=== STATED GOAL ===
All lines holding the string "index" are to be shown.
** START SOURCE MATERIAL **
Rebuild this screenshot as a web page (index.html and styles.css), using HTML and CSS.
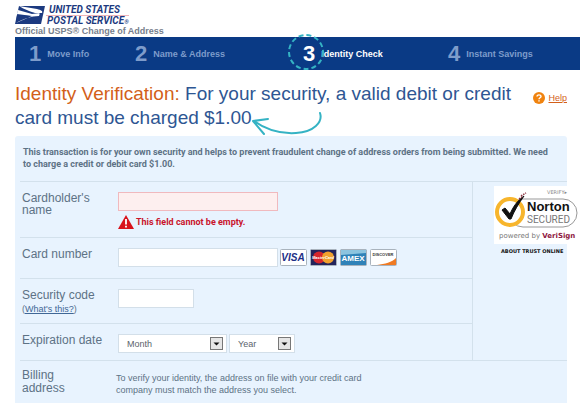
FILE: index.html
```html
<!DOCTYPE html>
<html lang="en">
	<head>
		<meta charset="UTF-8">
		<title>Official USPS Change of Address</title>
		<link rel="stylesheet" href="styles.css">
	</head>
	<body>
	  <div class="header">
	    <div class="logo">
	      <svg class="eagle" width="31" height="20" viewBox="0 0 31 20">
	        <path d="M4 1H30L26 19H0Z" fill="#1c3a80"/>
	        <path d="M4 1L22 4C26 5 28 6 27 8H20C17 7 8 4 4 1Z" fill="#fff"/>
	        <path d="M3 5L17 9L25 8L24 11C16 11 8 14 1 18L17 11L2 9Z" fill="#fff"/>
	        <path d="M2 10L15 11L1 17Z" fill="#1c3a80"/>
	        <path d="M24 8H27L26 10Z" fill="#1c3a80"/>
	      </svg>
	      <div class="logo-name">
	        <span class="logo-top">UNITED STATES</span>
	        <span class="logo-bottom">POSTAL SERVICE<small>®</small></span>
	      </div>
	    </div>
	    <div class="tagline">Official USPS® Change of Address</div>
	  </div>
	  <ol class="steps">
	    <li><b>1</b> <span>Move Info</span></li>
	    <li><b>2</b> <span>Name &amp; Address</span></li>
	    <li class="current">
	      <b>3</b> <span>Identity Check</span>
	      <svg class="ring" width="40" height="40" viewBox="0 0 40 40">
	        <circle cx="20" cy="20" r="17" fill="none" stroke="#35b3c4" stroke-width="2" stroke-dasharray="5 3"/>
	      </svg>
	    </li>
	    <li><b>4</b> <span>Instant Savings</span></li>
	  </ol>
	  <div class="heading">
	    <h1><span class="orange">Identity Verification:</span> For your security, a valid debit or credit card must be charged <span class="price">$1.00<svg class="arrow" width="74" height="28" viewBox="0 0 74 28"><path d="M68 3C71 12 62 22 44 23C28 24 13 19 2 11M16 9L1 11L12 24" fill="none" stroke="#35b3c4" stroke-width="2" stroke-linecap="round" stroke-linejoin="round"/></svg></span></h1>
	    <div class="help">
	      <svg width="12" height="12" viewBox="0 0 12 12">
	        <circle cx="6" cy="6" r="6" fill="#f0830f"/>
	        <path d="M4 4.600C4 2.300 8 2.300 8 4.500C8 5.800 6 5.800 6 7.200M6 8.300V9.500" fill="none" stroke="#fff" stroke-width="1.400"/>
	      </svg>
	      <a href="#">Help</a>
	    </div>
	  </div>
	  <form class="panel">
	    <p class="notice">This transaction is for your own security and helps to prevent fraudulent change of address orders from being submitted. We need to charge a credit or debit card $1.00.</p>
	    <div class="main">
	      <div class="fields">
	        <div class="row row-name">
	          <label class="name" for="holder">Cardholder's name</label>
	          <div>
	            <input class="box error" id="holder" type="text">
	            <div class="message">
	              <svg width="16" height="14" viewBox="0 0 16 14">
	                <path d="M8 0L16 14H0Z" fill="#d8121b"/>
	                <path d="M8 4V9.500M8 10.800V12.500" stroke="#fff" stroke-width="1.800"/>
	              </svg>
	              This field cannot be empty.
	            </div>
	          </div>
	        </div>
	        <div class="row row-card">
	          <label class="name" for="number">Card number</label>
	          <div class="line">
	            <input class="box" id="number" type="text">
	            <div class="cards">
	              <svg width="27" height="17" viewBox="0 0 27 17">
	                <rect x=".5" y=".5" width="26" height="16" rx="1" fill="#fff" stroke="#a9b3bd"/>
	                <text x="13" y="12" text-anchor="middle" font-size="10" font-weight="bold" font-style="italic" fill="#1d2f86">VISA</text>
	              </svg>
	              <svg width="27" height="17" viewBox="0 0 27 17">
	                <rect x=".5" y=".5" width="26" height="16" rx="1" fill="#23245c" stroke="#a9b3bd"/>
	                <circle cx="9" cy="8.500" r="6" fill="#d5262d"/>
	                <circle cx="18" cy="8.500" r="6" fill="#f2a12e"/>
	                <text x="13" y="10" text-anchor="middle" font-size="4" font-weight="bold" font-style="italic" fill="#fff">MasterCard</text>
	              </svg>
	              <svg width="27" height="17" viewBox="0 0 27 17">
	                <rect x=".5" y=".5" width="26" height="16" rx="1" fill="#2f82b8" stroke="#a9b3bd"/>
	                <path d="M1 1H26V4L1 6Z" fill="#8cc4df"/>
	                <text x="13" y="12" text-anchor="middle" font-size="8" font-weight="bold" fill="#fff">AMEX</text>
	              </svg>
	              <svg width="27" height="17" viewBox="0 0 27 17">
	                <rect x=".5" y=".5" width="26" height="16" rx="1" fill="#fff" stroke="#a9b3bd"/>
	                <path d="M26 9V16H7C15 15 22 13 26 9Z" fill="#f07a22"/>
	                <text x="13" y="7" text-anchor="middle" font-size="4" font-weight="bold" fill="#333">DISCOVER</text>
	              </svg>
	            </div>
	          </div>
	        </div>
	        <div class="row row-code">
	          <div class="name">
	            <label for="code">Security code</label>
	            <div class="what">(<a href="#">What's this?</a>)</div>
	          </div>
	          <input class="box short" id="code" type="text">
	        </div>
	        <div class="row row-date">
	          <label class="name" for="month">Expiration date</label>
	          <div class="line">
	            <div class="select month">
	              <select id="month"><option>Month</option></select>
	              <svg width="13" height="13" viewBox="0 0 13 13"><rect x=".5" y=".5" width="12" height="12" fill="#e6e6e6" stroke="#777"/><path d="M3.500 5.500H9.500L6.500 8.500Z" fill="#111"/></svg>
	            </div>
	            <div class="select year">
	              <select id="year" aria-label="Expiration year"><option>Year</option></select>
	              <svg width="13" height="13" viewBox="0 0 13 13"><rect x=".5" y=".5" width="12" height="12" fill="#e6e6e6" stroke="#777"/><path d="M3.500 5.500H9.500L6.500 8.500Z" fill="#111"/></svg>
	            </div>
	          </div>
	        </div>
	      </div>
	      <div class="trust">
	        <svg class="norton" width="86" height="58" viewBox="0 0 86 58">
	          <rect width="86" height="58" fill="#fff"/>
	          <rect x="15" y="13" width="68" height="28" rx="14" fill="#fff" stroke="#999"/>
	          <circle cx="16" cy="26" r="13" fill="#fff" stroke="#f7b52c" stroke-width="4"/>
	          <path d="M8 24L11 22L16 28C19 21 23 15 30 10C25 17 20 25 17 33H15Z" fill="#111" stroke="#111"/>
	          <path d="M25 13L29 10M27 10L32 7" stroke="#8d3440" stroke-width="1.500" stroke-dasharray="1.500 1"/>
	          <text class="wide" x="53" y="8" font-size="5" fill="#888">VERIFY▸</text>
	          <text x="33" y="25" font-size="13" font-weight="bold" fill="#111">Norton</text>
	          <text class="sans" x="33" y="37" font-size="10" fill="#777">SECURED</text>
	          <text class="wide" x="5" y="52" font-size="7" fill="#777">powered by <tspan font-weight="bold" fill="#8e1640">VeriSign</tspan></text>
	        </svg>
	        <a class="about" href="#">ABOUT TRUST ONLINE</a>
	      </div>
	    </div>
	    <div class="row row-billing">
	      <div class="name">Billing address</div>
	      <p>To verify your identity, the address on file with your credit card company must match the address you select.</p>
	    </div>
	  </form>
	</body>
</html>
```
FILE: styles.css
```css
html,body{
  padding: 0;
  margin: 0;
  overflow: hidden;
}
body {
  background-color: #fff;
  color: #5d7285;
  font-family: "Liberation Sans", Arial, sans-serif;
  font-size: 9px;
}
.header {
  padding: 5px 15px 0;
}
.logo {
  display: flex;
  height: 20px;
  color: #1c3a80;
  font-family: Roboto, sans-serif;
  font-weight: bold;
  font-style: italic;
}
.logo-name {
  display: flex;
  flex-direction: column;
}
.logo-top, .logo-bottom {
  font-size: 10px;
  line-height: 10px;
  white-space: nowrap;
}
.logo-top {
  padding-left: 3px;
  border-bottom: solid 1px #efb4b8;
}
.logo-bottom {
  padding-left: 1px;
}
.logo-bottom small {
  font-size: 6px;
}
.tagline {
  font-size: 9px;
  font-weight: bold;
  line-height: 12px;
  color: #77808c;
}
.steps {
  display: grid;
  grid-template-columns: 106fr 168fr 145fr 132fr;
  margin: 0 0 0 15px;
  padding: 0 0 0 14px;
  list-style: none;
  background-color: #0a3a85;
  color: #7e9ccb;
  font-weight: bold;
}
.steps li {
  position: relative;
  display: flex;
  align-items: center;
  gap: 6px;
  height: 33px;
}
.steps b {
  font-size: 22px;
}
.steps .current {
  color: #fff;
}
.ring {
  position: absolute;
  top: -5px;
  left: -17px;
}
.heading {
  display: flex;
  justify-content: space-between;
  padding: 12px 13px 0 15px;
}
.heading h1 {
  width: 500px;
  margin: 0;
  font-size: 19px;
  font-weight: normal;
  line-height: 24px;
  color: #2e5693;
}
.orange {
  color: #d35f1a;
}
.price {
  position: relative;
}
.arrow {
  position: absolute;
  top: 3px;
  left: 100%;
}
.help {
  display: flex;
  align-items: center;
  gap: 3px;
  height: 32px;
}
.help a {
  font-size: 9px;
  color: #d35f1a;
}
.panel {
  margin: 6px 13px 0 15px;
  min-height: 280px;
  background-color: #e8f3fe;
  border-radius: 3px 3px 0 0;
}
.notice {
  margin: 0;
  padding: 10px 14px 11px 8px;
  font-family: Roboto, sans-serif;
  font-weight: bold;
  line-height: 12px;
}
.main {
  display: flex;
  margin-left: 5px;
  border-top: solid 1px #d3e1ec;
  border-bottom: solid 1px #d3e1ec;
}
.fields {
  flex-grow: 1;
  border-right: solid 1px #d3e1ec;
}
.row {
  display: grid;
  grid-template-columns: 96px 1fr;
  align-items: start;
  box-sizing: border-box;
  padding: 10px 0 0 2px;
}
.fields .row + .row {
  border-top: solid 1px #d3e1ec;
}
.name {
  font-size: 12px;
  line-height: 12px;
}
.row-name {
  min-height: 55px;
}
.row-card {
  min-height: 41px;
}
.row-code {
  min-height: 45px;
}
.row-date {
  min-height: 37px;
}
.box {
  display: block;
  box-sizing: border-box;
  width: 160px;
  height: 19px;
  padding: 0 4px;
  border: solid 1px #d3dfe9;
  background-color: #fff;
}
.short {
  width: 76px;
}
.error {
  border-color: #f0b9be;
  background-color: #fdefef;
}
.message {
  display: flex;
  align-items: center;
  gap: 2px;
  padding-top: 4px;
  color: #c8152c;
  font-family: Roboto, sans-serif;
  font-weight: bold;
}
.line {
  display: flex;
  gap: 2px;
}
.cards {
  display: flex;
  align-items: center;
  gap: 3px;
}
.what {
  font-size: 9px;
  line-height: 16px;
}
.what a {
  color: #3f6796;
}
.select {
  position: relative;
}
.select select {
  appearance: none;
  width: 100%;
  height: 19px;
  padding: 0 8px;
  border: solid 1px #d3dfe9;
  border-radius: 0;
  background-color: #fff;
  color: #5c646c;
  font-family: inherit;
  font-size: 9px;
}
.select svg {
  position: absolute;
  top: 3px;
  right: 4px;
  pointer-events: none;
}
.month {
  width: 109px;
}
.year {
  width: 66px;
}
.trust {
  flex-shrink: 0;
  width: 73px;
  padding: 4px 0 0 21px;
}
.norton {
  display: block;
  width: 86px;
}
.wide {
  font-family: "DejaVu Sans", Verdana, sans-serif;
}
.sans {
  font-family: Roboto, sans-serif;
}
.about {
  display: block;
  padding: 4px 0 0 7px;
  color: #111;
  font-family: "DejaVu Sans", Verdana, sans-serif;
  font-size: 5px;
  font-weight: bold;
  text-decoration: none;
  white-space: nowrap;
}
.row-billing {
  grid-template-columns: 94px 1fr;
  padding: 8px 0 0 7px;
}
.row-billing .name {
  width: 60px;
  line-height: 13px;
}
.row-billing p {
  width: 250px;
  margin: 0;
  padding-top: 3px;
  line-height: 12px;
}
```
** END SOURCE MATERIAL **
=== COMPLETED EXERCISE ===
Rebuild this screenshot as a web page (index.html and styles.css), using HTML and CSS.
FILE: index.html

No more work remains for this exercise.